PyNXScriptError – if PyNX execution fails.
subprocess.CalledProcessError – if subprocess command fails
- analyse_phasing_results(sorting_criterion='mean_to_max', search_pattern='*Run*.cxi', plot=True, plot_phasing_results=True, plot_phase=False, init_analyser=True)[source]#
Analyse and sort phase retrieval results by quality metrics.
Wrapper for PhasingResultAnalyser that evaluates reconstruction quality using various criteria. Sorts results and generates comparison plots.
- Parameters:
sorting_criterion (str, optional) –
quality metric for sorting. Options: - ‘mean_to_max’: amplitude homogeneity (Gaussian mean
vs. max)
’sharpness’: sum of amplitude^4 within support
’std’: amplitude standard deviation
’llk’: log-likelihood
’llkf’: free log-likelihood
Defaults to “mean_to_max”.
search_pattern (str, optional) – glob pattern for CXI files.
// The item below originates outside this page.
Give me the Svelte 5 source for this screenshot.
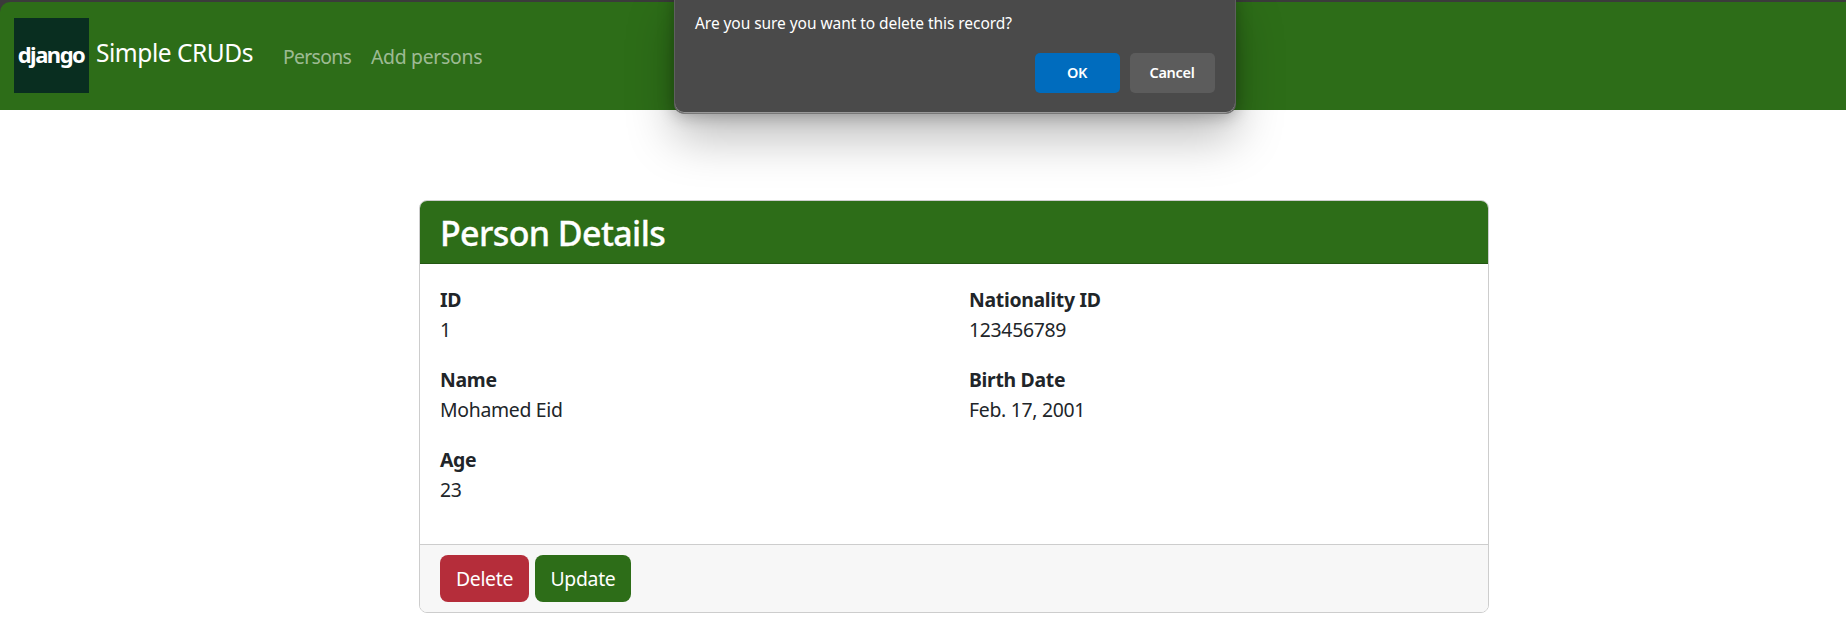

Defaults to “Run.cxi”.
plot (bool, optional) – enable/disable all plots. Defaults to True.
plot_phasing_results (bool, optional) – plot result comparisons. Defaults to True.
plot_phase (bool, optional) – plot phase (with amplitude as opacity) instead of amplitude. Defaults to False.
init_analyser (bool, optional) – force reinitialisation of PhasingResultAnalyser. Defaults to True.
- Raises:
ValueError – if sorting_criterion is unknown.
- generate_support_from(run='best', output_path=None, fill=False, verbose=True, search_pattern='*Run*.cxi')[source]#
Extract and save support from a specific reconstruction run.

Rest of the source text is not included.